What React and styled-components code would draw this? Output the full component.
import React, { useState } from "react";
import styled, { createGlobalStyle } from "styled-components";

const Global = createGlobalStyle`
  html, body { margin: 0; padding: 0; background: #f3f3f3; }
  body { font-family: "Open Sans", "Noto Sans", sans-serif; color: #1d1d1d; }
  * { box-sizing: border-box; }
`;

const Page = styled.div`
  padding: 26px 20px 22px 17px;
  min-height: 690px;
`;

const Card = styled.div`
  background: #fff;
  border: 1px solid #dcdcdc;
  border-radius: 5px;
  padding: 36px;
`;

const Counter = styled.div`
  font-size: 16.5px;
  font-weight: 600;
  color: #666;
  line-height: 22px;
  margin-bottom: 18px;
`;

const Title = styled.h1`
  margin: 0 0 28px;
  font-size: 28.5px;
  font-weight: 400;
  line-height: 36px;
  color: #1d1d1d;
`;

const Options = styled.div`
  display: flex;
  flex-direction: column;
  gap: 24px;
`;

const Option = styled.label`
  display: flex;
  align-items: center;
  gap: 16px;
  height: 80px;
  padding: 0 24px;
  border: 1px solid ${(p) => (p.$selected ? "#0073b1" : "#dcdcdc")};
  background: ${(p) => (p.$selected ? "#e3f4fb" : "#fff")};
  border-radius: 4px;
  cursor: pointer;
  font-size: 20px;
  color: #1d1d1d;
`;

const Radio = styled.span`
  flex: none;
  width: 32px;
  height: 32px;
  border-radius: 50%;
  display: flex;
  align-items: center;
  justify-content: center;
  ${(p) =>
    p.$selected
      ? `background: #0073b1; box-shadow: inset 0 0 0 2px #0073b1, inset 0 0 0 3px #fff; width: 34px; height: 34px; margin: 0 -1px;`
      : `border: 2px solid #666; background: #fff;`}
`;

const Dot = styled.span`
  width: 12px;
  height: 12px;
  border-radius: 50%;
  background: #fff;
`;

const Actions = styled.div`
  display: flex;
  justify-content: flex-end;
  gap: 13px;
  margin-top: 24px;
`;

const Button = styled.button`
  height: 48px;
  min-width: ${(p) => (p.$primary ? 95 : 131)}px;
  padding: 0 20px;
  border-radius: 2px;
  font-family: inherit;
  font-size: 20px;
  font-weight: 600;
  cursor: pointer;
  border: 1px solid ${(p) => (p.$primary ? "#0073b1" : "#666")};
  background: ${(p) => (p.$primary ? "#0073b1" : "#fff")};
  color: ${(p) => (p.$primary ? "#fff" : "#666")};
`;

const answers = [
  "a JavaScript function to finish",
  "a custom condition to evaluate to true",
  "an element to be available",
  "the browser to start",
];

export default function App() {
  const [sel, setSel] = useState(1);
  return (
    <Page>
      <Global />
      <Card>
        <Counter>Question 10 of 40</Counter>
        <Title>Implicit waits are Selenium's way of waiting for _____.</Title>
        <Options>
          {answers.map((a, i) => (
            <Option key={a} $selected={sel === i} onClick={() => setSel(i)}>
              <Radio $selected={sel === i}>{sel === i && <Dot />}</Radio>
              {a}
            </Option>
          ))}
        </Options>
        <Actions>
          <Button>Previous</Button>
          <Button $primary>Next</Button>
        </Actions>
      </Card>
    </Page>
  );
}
-=-=-
Set out the complete listing exactly as shown.

What React and styled-components code would draw this? Output the full component.
import React, { useState } from "react";
import styled, { createGlobalStyle } from "styled-components";

const Global = createGlobalStyle`
  html, body { margin: 0; padding: 0; background: #f3f3f3; }
  body { font-family: "Open Sans", "Noto Sans", sans-serif; color: #1d1d1d; }
  * { box-sizing: border-box; }
`;

const Page = styled.div`
  padding: 26px 20px 22px 17px;
  min-height: 690px;
`;

const Card = styled.div`
  background: #fff;
  border: 1px solid #dcdcdc;
  border-radius: 5px;
  padding: 36px;
`;

const Counter = styled.div`
  font-size: 16.5px;
  font-weight: 600;
  color: #666;
  line-height: 22px;
  margin-bottom: 18px;
`;

const Title = styled.h1`
  margin: 0 0 28px;
  font-size: 28.5px;
  font-weight: 400;
  line-height: 36px;
  color: #1d1d1d;
`;

const Options = styled.div`
  display: flex;
  flex-direction: column;
  gap: 24px;
`;

const Option = styled.label`
  display: flex;
  align-items: center;
  gap: 16px;
  height: 80px;
  padding: 0 24px;
  border: 1px solid ${(p) => (p.$selected ? "#0073b1" : "#dcdcdc")};
  background: ${(p) => (p.$selected ? "#e3f4fb" : "#fff")};
  border-radius: 4px;
  cursor: pointer;
  font-size: 20px;
  color: #1d1d1d;
`;

const Radio = styled.span`
  flex: none;
  width: 32px;
  height: 32px;
  border-radius: 50%;
  display: flex;
  align-items: center;
  justify-content: center;
  ${(p) =>
    p.$selected
      ? `background: #0073b1; box-shadow: inset 0 0 0 2px #0073b1, inset 0 0 0 3px #fff; width: 34px; height: 34px; margin: 0 -1px;`
      : `border: 2px solid #666; background: #fff;`}
`;

const Dot = styled.span`
  width: 12px;
  height: 12px;
  border-radius: 50%;
  background: #fff;
`;

const Actions = styled.div`
  display: flex;
  justify-content: flex-end;
  gap: 13px;
  margin-top: 24px;
`;

const Button = styled.button`
  height: 48px;
  min-width: ${(p) => (p.$primary ? 95 : 131)}px;
  padding: 0 20px;
  border-radius: 2px;
  font-family: inherit;
  font-size: 20px;
  font-weight: 600;
  cursor: pointer;
  border: 1px solid ${(p) => (p.$primary ? "#0073b1" : "#666")};
  background: ${(p) => (p.$primary ? "#0073b1" : "#fff")};
  color: ${(p) => (p.$primary ? "#fff" : "#666")};
`;

const answers = [
  "a JavaScript function to finish",
  "a custom condition to evaluate to true",
  "an element to be available",
  "the browser to start",
];

export default function App() {
  const [sel, setSel] = useState(1);
  return (
    <Page>
      <Global />
      <Card>
        <Counter>Question 10 of 40</Counter>
        <Title>Implicit waits are Selenium's way of waiting for _____.</Title>
        <Options>
          {answers.map((a, i) => (
            <Option key={a} $selected={sel === i} onClick={() => setSel(i)}>
              <Radio $selected={sel === i}>{sel === i && <Dot />}</Radio>
              {a}
            </Option>
          ))}
        </Options>
        <Actions>
          <Button>Previous</Button>
          <Button $primary>Next</Button>
        </Actions>
      </Card>
    </Page>
  );
}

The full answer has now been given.